I find this whole brouhaha rather amusing. The Russian state does not support the Church, and if the Saudis had just hooked up with some real players in the Russian criminal underworld, they could easily have built the most lavish mosque in the world in the heart of Moscow, although it would have taken a mountain of bribes--but that is something the Saudis could have afforded. Instead, they took steps which would assure the failure of their plan.
@Setanta,
Setanta wrote
Quote:That Petr is the Tsar known to the west as Peter the Great. He officially made Russia an Empire, and technically, Petr and all his successors were no longer Tsars, but Emperors, which also made it possible for several women to rule Russia as Empresses.
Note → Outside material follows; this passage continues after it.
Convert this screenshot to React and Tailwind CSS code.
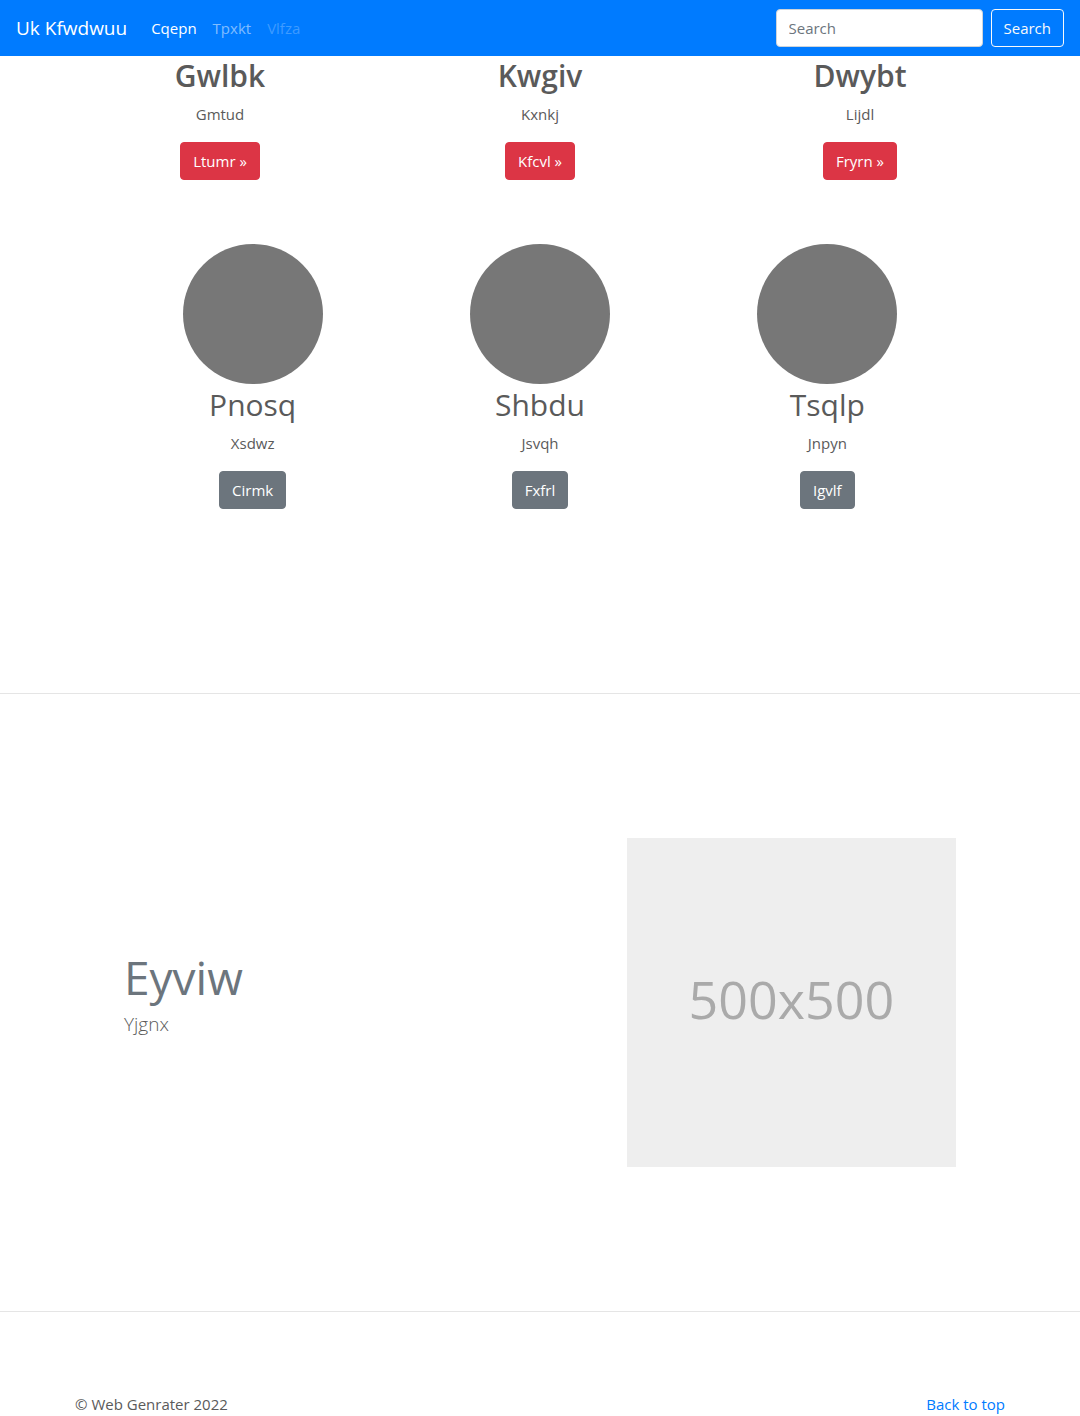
import React from "react";

const services = [
  { title: "Gwlbk", text: "Gmtud", action: "Ltumr »" },
  { title: "Kwgiv", text: "Kxnkj", action: "Kfcvl »" },
  { title: "Dwybt", text: "Lijdl", action: "Fryrn »" },
];

const people = [
  { title: "Pnosq", text: "Xsdwz", action: "Cirmk" },
  { title: "Shbdu", text: "Jsvqh", action: "Fxfrl" },
  { title: "Tsqlp", text: "Jnpyn", action: "Igvlf" },
];

function Navbar() {
  return (
    <nav className="flex h-14 items-center bg-[#007bff] px-4 text-white">
      <a href="#" className="mr-6 text-[19px] leading-[30px]">Uk Kfwdwuu</a>
      <ul className="mr-auto flex gap-4">
        <li><a href="#" className="text-white">Cqepn</a></li>
        <li><a href="#" className="text-white/50">Tpxkt</a></li>
        <li><a href="#" aria-disabled="true" className="text-white/25">Vlfza</a></li>
      </ul>
      <form className="flex gap-2" onSubmit={(e) => e.preventDefault()}>
        <input
          type="search"
          placeholder="Search"
          aria-label="Search"
          className="h-[38px] w-[207px] rounded border border-[#ced4da] bg-white px-3 text-[#495057] placeholder:text-[#6c757d]"
        />
        <button type="submit" className="h-[38px] rounded border border-[#f8f9fa] px-3 text-[#f8f9fa]">
          Search
        </button>
      </form>
    </nav>
  );
}

function Services() {
  return (
    <section className="mx-auto grid max-w-[960px] grid-cols-3 text-center">
      {services.map((s) => (
        <div key={s.title} className="flex flex-col items-center">
          <h2 className="mb-1.5 text-[30px] leading-10 font-semibold">{s.title}</h2>
          <p className="mb-4">{s.text}</p>
          <a href="#" className="rounded border border-[#dc3545] bg-[#dc3545] px-3 py-1.5 text-white">{s.action}</a>
        </div>
      ))}
    </section>
  );
}

function People() {
  return (
    <section className="mx-auto mt-16 grid max-w-[960px] grid-cols-3 px-[49px] text-center">
      {people.map((p) => (
        <div key={p.title} className="flex flex-col items-center">
          <div className="size-[140px] rounded-full bg-[#777]" />
          <h2 className="mt-px mb-1.5 text-[30px] leading-10">{p.title}</h2>
          <p className="mb-4">{p.text}</p>
          <a href="#" className="rounded border border-[#6c757d] bg-[#6c757d] px-3 py-1.5 text-white">{p.action}</a>
        </div>
      ))}
    </section>
  );
}

function Featurette() {
  return (
    <section className="mx-auto my-36 grid max-w-[960px] grid-cols-12 items-center px-[49px]">
      <div className="col-span-7 px-[15px] pb-4">
        <h2 className="mb-1.5 text-[46px] leading-[52px] text-[#6c757d]">Eyviw</h2>
        <p className="text-[19px] leading-[30px] font-light">Yjgnx</p>
      </div>
      <div className="col-span-5 px-[15px]">
        <div className="flex aspect-square items-center justify-center bg-[#eee] pb-2 text-[52px] leading-none text-[#aaa]">
          500x500
        </div>
      </div>
    </section>
  );
}

export default function App() {
  return (
    <div className="font-['Open_Sans',sans-serif] text-[15px] leading-6 text-[#5a5a5a]">
      <Navbar />
      <main>
        <Services />
        <People />
        <hr className="mt-46 border-black/10" />
        <Featurette />
        <hr className="border-black/10" />
      </main>
      <footer className="mx-auto mt-20 flex max-w-[960px] justify-between px-[15px]">
        <p>© Web Genrater 2022</p>
        <a href="#" className="text-[#007bff]">Back to top</a>
      </footer>
    </div>
  );
}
For the sole purpose of being persnickety and nit-picking, I'd like to point out that the words tsar and emperor are actually synonims.
Tsar or
czar is just the Russification of the Latin name
Caesar, which is what all the Roman emperors called themselves, following the example of Gaivs Ivlivs (Julius Caesar) and his nephew Octavianvs (Octavian) who became emperor, styling himself Ceasar Augustus. Thus, any 'Caesar'(czar) is, by definition, an emperor . (Btw, the German word
Kaiser has the exact same derivation; it's just a Germanized version of Caesar. But in the case of the Germans, there was more justification to choosing this style of honorific; after all the Kaisers often ruled over what was called the Holy Roman Empire, which, as someone far more clever than I am has pointed out, was neither holy, nor Roman nor even an empire.)
@Merry Andrew,
MA, you need to read up on the reaction (sometimes hysterical) of the other European powers when Petr began to call himself Emperor. The term Tsar was by no means synonymous with emperor in the minds of Kings and Grand Dukes in central and western Europe, and many of them loudly protested Petr being referred to as Emperor.
You also need to pay attention to what the term
Imperator meant to the Romans--it by no means meant what Emperor means to us, and was often applied to successful military commanders by their troops. Augustus called himself
Princeps, meaning "first citizen," and his successors were known as Ceasars, not Imperators.